Seconde certitude parmi les prévisionnistes, une certaine faiblesse de la croissance économique en 2020 également. Un avis que nous partageons aussi: nous tablons sur 1,7% pour les Etats-Unis et 0,9% en zone euro, soit en-deçà de la prévision du consensus. Le manque d’impulsions venant des pays émergents en est une des principales raisons. L’économie chinoise croît aussi lentement qu’en 1990 et la croissance du PIB de l’Inde a été divisée par deux par rapport à 2018. L’agitation politique en Amérique latine va perdurer en 2020. Contrairement aux trois dernières phases de reprise, les pays émergents ne sont plus la locomotive de l’économie mondiale. Mais comme 2019 l’a montré, le marasme économique n’empêche pas l’engagement sur le marché des actions. Les évaluations des différentes classes d’actifs entre elles seront clé. Et à cet égard, actions comme immobilier restent pour l’heure avantageuses par rapport aux titres à revenu fixe.

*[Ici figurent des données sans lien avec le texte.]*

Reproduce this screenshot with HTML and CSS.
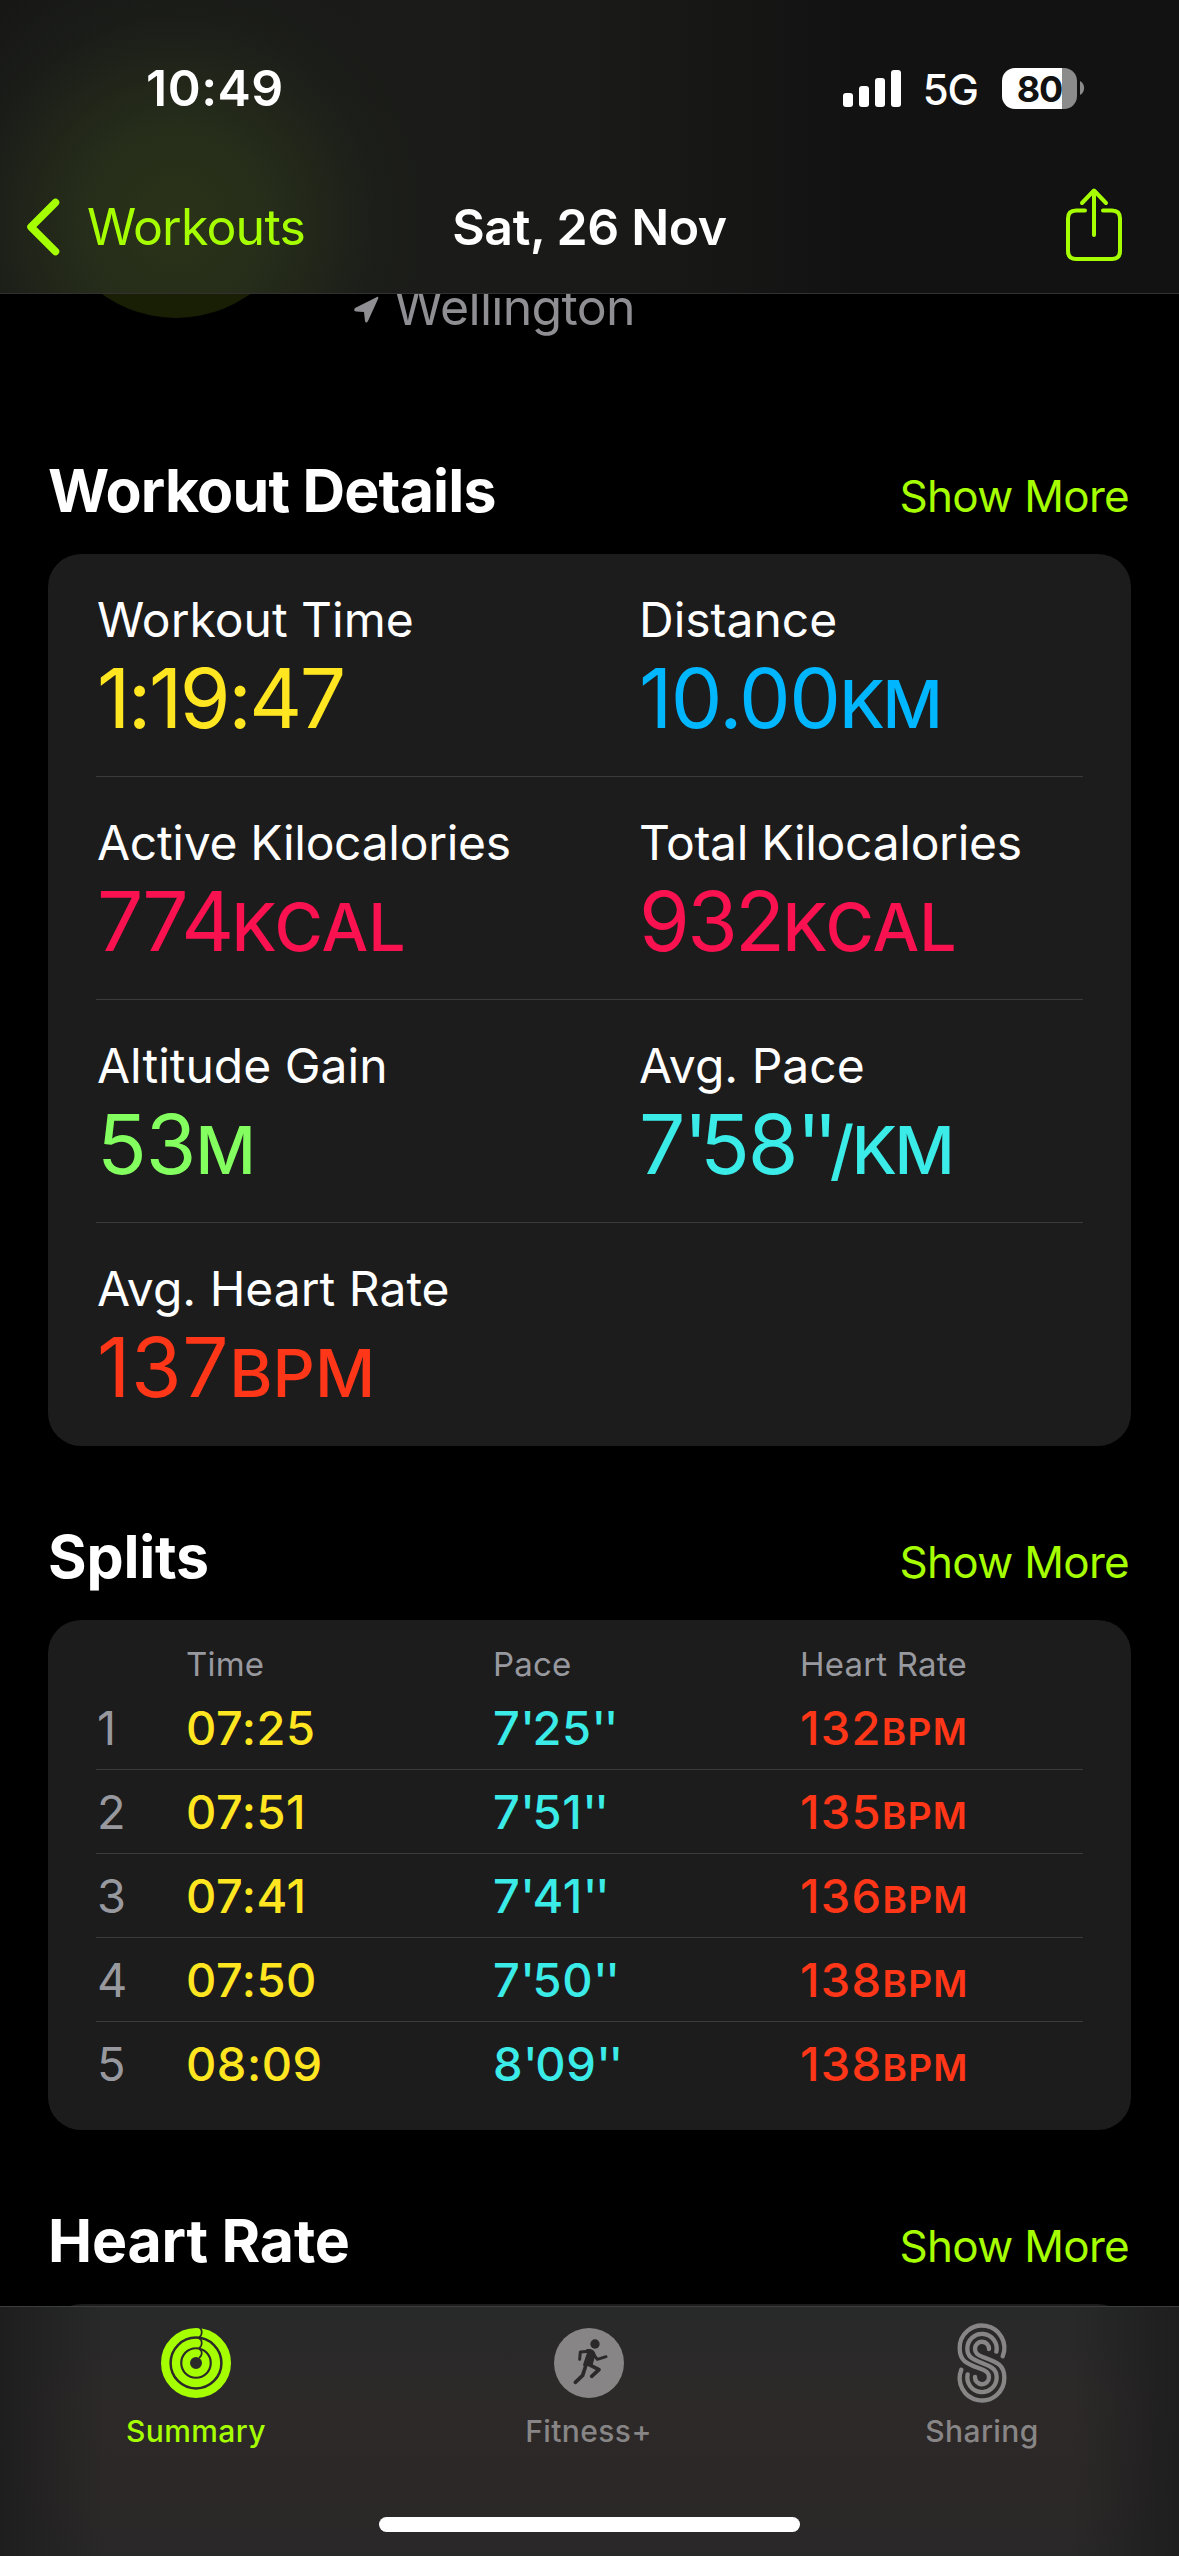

Contrairement à 2018, les dernières semaines de 2019 ont été marquées par l’euphorie boursière. Soudain, tous les obstacles politiques des derniers mois semblaient s’être volatilisés. L’accord commercial partiel entre Pékin et Washington ainsi que les espoirs d’une conclusion prochaine à la saga du Brexit semblent avoir rendu le futur plus prévisible.

Et les analystes d’être armés d’une troisième certitude que nous ne pouvons partager. Selon nous, les impondérables politiques demeurent considérables. Les élections en Italie ouvrent la voie au scénario du retour de la Ligue du Nord au pouvoir. La trêve dans le conflit sur le budget de l’Etat italien opposant Rome à la Commission européenne pourrait bientôt s’achever. Et le Brexit n’a pas dit son dernier mot. Les négociations quant aux futures relations avec l’UE pourraient à nouveau troubler les marchés. Enfin, il y a fort à parier que la campagne électorale américaine ne va pas être de tout repos. Les décideurs chinois le savent bien. En 2020, une issue complète au litige commercial semble hors de portée pour Donald Trump. Enfin, les premiers jours de cette année ont ravivé le spectre d’une escalade des tensions au Proche-Orient.

Deux des trois certitudes présumées quant aux perspectives pour 2020 entrent dans le scénario de base de Swiss Life Asset Managers pour la conjoncture et les marchés financiers. Nous tablons sur une politique monétaire durablement accommodante et une faible croissance. Nous mettons un point d’interrogation quant à la possibilité de contenir les risques politiques, comme certains l’espèrent depuis peu. Par conséquent, nous considérons le ravivement des foyers géopolitiques mentionnés plus haut comme le risque majeur posé à la conjoncture et aux mouvements sur les marchés financiers.